Upon the basis of the record, we find that TBS J.V. failed
to file partnership returns for both the 1989 and 1990 taxable
years and hold that the period of limitations for TBS J.V.’s 1989
and 1990 taxable years did not expire before April 17, 1995.
9. Conclusion
The parties have stipulated that if this Court finds that
the respective periods of limitations had not expired before the
mailing of the FPAA's, then the FPAA's were timely and properly
sent to the TMP of the Hoyt Partnerships for each of the
partnership years in issue.
Upon the basis of the record, we find that Mr. Hoyt was the
TMP when he executed extension agreements with respect to the
years in issue and, therefore, hold that the periods of
limitations with respect to years in issue had not expired
pursuant to section 6229(b)(1)(B) as of April 17, 1995.

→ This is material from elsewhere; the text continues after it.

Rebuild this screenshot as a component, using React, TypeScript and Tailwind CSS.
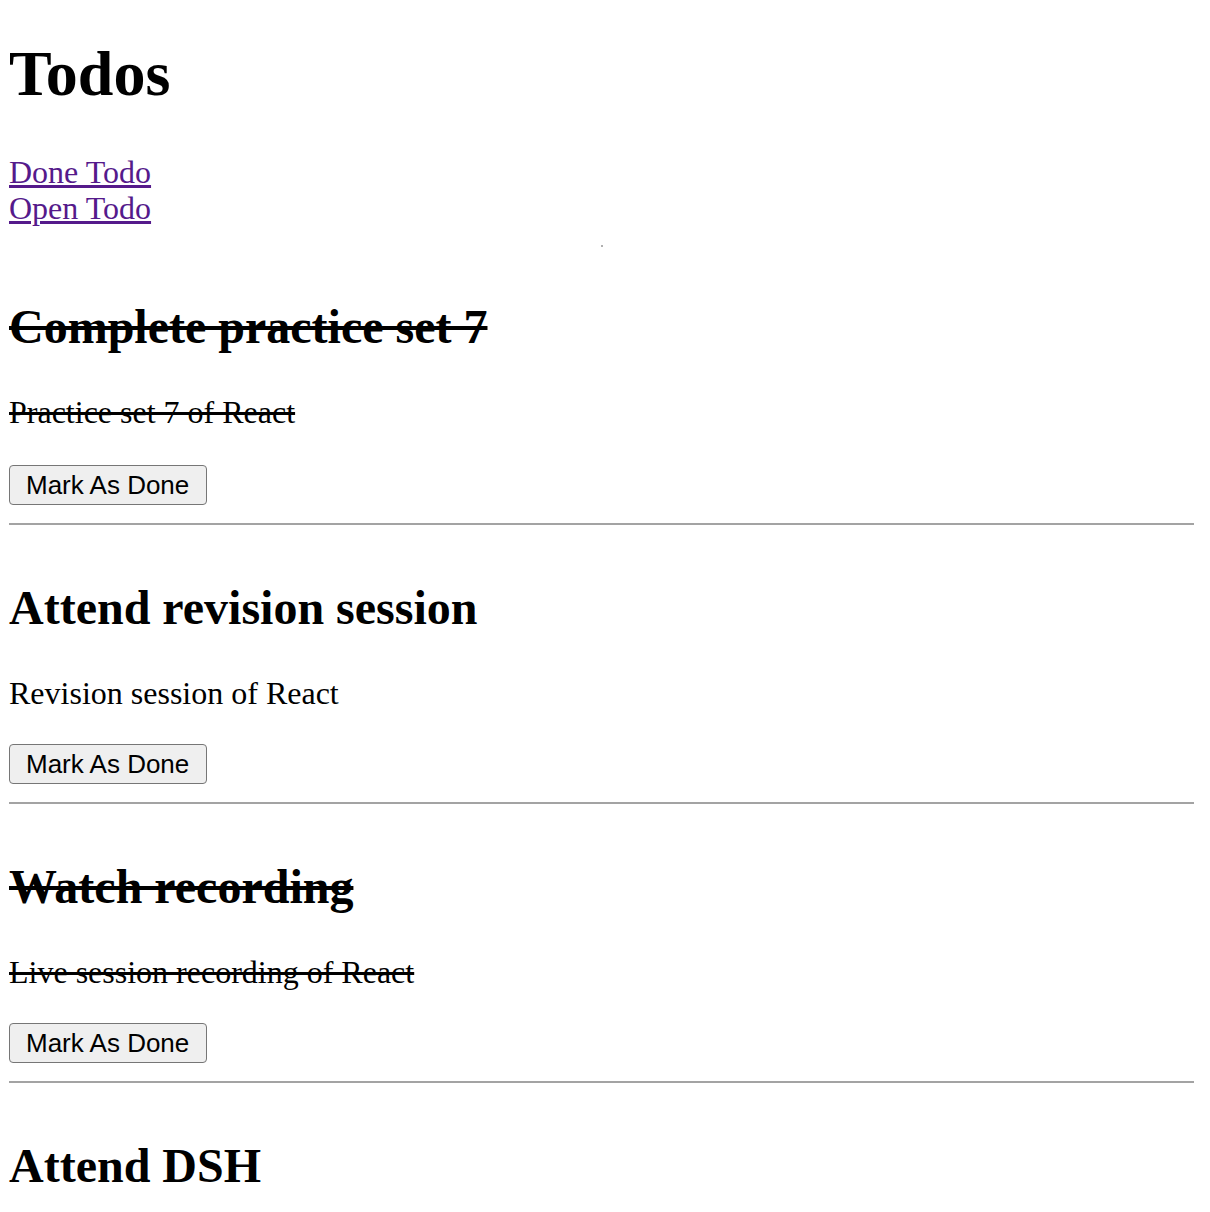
import React from "react";

type Todo = { title: string; desc: string; done: boolean };

const todos: Todo[] = [
  { title: "Complete practice set 7", desc: "Practice set 7 of React", done: true },
  { title: "Attend revision session", desc: "Revision session of React", done: false },
  { title: "Watch recording", desc: "Live session recording of React", done: true },
  { title: "Attend DSH", desc: "Doubt solving hour of React", done: false },
];

export default function App() {
  return (
    <div
      className="bg-white text-black pl-[9px] pr-[16px] pb-[40px]"
      style={{ fontFamily: '"Liberation Serif", "Times New Roman", serif' }}
    >
      <h1 className="mt-[38px] text-[64px] leading-[72px] font-bold">Todos</h1>
      <div className="mt-[44px] text-[32px] leading-[36px]">
        <div>
          <a href="#done" className="text-[#551a8b] underline">
            Done Todo
          </a>
        </div>
        <div>
          <a href="#open" className="text-[#551a8b] underline">
            Open Todo
          </a>
        </div>
      </div>
      <div className="flex justify-center h-[0px]">
        <div className="mt-[19px] w-[2px] h-[2px] bg-[#b0b0b0]" />
      </div>
      <ul>
        {todos.map((t, i) => (
          <li key={i}>
            <h2
              className={`text-[48px] leading-[54px] font-bold ${i === 0 ? "mt-[74px]" : "mt-[56px]"} ${t.done ? "line-through" : ""}`}
            >
              {t.title}
            </h2>
            <p className={`mt-[40px] text-[32px] leading-[36px] ${t.done ? "line-through" : ""}`}>
              {t.desc}
            </p>
            <button
              className={`${i === 0 ? "mt-[35px]" : "mt-[33px]"} h-[40px] pl-[16px] pr-[17px] flex items-center border border-[#767676] rounded-[4px] bg-[#efefef] text-[26px] text-black`}
              style={{ fontFamily: '"Liberation Sans", Arial, sans-serif' }}
            >
              Mark As Done
            </button>
            <hr className="mt-[18px] border-0 h-[2px] bg-[#a3a3a3]" />
          </li>
        ))}
      </ul>
    </div>
  );
}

Because we find that Mr. Hoyt was TMP of the Hoyt
partnerships when he executed extension agreements for the years
in issue, we need not, and do not, address other issues raised by
the parties.
- 32 -
The parties stipulated that if we hold that the extension
agreements are valid, which we have, the amounts set forth below
are the correct amounts16 of the deficiencies in petitioners'
Federal income taxes and additions to taxes for the years
involved herein:
Year Deficiency Sec. 6651(a) Sec. 6621(c)
1980 $3,917 -0- Applies
1981 17 -0- Applies
1982 1,248 -0- Applies
1983 11,334 $1,043 Applies
1984 1,196 -0- Applies
1985 4,662 -0- Applies
1986 8,068 139 Applies
1987 3,337 -0- None
1988 11,831 1,562 None
1989 4,776 87 None
1990 8,319 1,258 None
1991 8,243 836 None
1992 6,619 9 None
To reflect the foregoing,
Decision will be entered under
Rule 155.
16
These amounts do not include interest, payments made after
the mailing of the notices of deficiency, frozen refunds, or the
applicability of any penalty for substantial underpayment of tax.